After a hearing, the court found, among other things, that the children had been residents of Sonoma County for more than four years last past, living with their grandmother, the petitioner, who had sole care and custody of them during that time; that on the twelfth day of October, 1890, the father, without the knowledge or consent and against the wishes of the petitioner, carried them away to San Francisco, where he resided; that the father deserted and abandoned the children more than three years previous to the time of his taking them from the custody of their grandmother; that he had not provided for their support for more than four years, and that his reputation was bad; and that the petitioner was a fit and proper person to have the custody of them.

An order was accordingly entered that letters of guar*197dianship be issued to the grandmother as prayed for, and from this order the father appeals.

The principal contention of appellant is, that the court had no jurisdiction of the case, because, at the time the petition was filed, the children were not inhabitants or residents of Sonoma County, and hence that the order was void and should be reversed.

The evidence on which the order was based was as follows: The petitioner introduced evidence showing that the mother of the children was her daughter, and had been dead about four years; “ that several years prior to the death of their mother, the mother and the children lived with petitioner, and were wholly supported by the petitioner; that after the death of their mother, the children continued to reside with the petitioner and to be supported by her; that the father, Vance, has not provided for the support of the children since the death of the mother; that at various times since the death of the mother, Vance, the father, has expressed and declared to the petitioner that he was willing that she have the care and custody of the children; that at various times since the death of the mother, Vance had expressed and declared his intention of never reclaiming or taking the custody of the children from the petitioner; .... that the reputation of J. B. Vance for sobriety, industry, and morality was and is bad, and has been for more than four years last past, and that he spent his earnings and money for liquors, on women, and general dissipation; that up to about one year ago, Vance, the father, resided in Santa Rosa, Sonoma County; that about one year ago he went to San Francisco, and since that time has resided in San Francisco; that after going to San Francisco to reside, he married, and for some time previous to the trial has lived with his wife in San Francisco; that on the twelfth day of October, 1890, Vance came to Santa Rosa, and went to the home of the petitioner, where the children were, and represented to the petitioner that he desired to take the children down town to get some candy, whereupon petitioner consented, and he took the children and *198went away with them, as the grandmother understood, to take them down town and get them candy; that Vance then took them to San Francisco without the knowledge and consent of the grandmother; that they were in San Francisco at the time these proceedings were commenced, and up to the trial thereof; that petitioner is able to maintain and care for the children.”

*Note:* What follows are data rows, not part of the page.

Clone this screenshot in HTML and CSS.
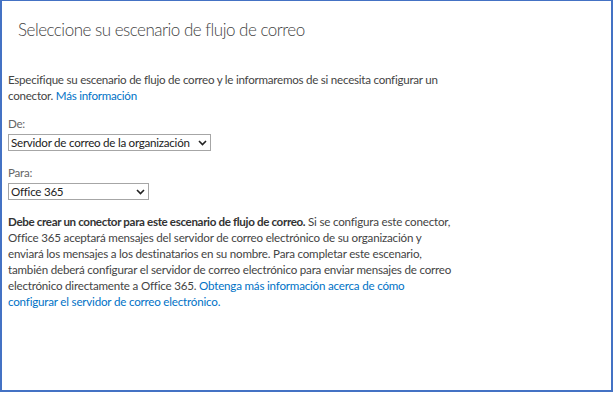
FILE: index.html
```html
<!DOCTYPE html>
<html lang="es">
<head>
<meta charset="utf-8">
<link rel="stylesheet" href="styles.css">
</head>
<body>
<div class="frame">
  <h1 class="title">Seleccione su escenario de flujo de correo</h1>
  <p class="intro">Especifique su escenario de flujo de correo y le informaremos de si necesita configurar un conector. <a class="link" href="#">Más información</a></p>
  <div class="field">
    <label class="label">De:</label>
    <div class="select select-from"><span class="select-text">Servidor de correo de la organización</span><svg class="chev" width="9" height="6" viewBox="0 0 9 6"><path d="M1 1 L4.5 4.5 L8 1" fill="none" stroke="#222" stroke-width="1.6"/></svg></div>
  </div>
  <div class="field">
    <label class="label">Para:</label>
    <div class="select select-to"><span class="select-text">Office 365</span><svg class="chev" width="9" height="6" viewBox="0 0 9 6"><path d="M1 1 L4.5 4.5 L8 1" fill="none" stroke="#222" stroke-width="1.6"/></svg></div>
  </div>
  <p class="note"><strong class="strong">Debe crear un conector para este escenario de flujo de correo.</strong> Si se configura este conector,<br>Office 365 aceptará mensajes del servidor de correo electrónico de su organización y<br>enviará los mensajes a los destinatarios en su nombre. Para completar este escenario,<br>también deberá configurar el servidor de correo electrónico para enviar mensajes de correo<br>electrónico directamente a Office 365. <a class="link" href="#">Obtenga más información acerca de cómo<br>configurar el servidor de correo electrónico.</a></p>
</div>
</body>
</html>
```
FILE: styles.css
```css
html, body {
  margin: 0;
  padding: 0;
  background: #fff;
}
body {
  font-family: "Segoe UI", Lato, "Open Sans", sans-serif;
  color: #444;
}
.frame {
  box-sizing: border-box;
  width: 613px;
  height: 392px;
  border: 2px solid #4472c4;
  border-top-width: 1px;
  padding: 0 6px;
}
.title {
  margin: 17px 0 0 10px;
  font-size: 17px;
  font-weight: 300;
  letter-spacing: -0.5px;
  line-height: 24px;
  color: #444;
}
.intro {
  margin: 30px 0 0 0;
  width: 450px;
  font-size: 11.6px;
  letter-spacing: -0.25px;
  line-height: 16px;
}
.link {
  color: #0072c6;
  text-decoration: none;
}
.field {
  margin-top: 12px;
  display: flex;
  flex-direction: column;
  align-items: flex-start;
}
.field + .field {
  margin-top: 14px;
}
.label {
  font-size: 11.6px;
  letter-spacing: -0.25px;
  line-height: 16px;
  color: #666;
  margin-bottom: 2px;
}
.select {
  box-sizing: border-box;
  height: 17px;
  border: 1px solid #a6a6a6;
  display: flex;
  align-items: center;
  justify-content: space-between;
  padding: 0 3px 0 2px;
  font-size: 11.6px;
  letter-spacing: -0.25px;
  color: #222;
  background: #fff;
  white-space: nowrap;
}
.select-from { width: 203px; }
.select-to { width: 141px; }
.chev { flex: none; }
.note {
  margin: 14px 0 0 0;
  width: 480px;
  font-size: 11.6px;
  letter-spacing: -0.2px;
  line-height: 16px;
  white-space: nowrap;
}
.strong {
  font-weight: 700;
  letter-spacing: -0.35px;
  color: #333;
}
```
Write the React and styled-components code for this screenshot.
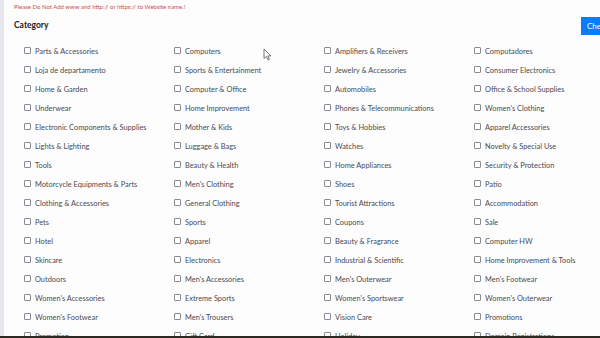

The father then offered testimony showing that his residence had been in San Francisco for the year last past, and was at the time he took the children there, and “ that his present wife, Mrs. J. B. Vance, had means with which to support and care for the children, and was desirous of caring for and supporting them.”

In view of this evidence, we cannot say that the finding that the father had abandoned the children was not justified. He had left them for years to be supported and cared for by their grandmother, and had at various times declared his intention never to reclaim them. And that he recognized the grandmother’s right to their custody will be presumed from the fact that be resorted to fraudulent means to get them away from her. If he had considered that he had a right at any time to take them away, presumably he would have asserted his right boldly, and no misrepresentations or deceit would have been used to accomplish his purpose.

The general rule is, that “the residence of the father during his life .... is the residence of the unmarried minor child.” (Pol. Code, sec. 52, subd. 4.) But this rule does not apply when the child is under the age of fourteen years, and has been abandoned by the father. In such case he forfeits his guardianship of the child, and can no longer claim its custody. (Stats. 1873-74, p. 297.) If, then, these children had been abandoned by their father, as the court below found, their residence was in Sonoma County, and it was not changed by their surreptitious removal to San Francisco. The questions involved in the case were all questions of fact, which the court below was called upon and had a right to determine (In re Danneker, 67 Cal. 643), and we see no *199good ground for disturbing its conclusions. We advise that the order be affirmed.

Fitzgerald, C., concurred.

The Court.

For the reasons given in the foregoing opinion, the order is affirmed.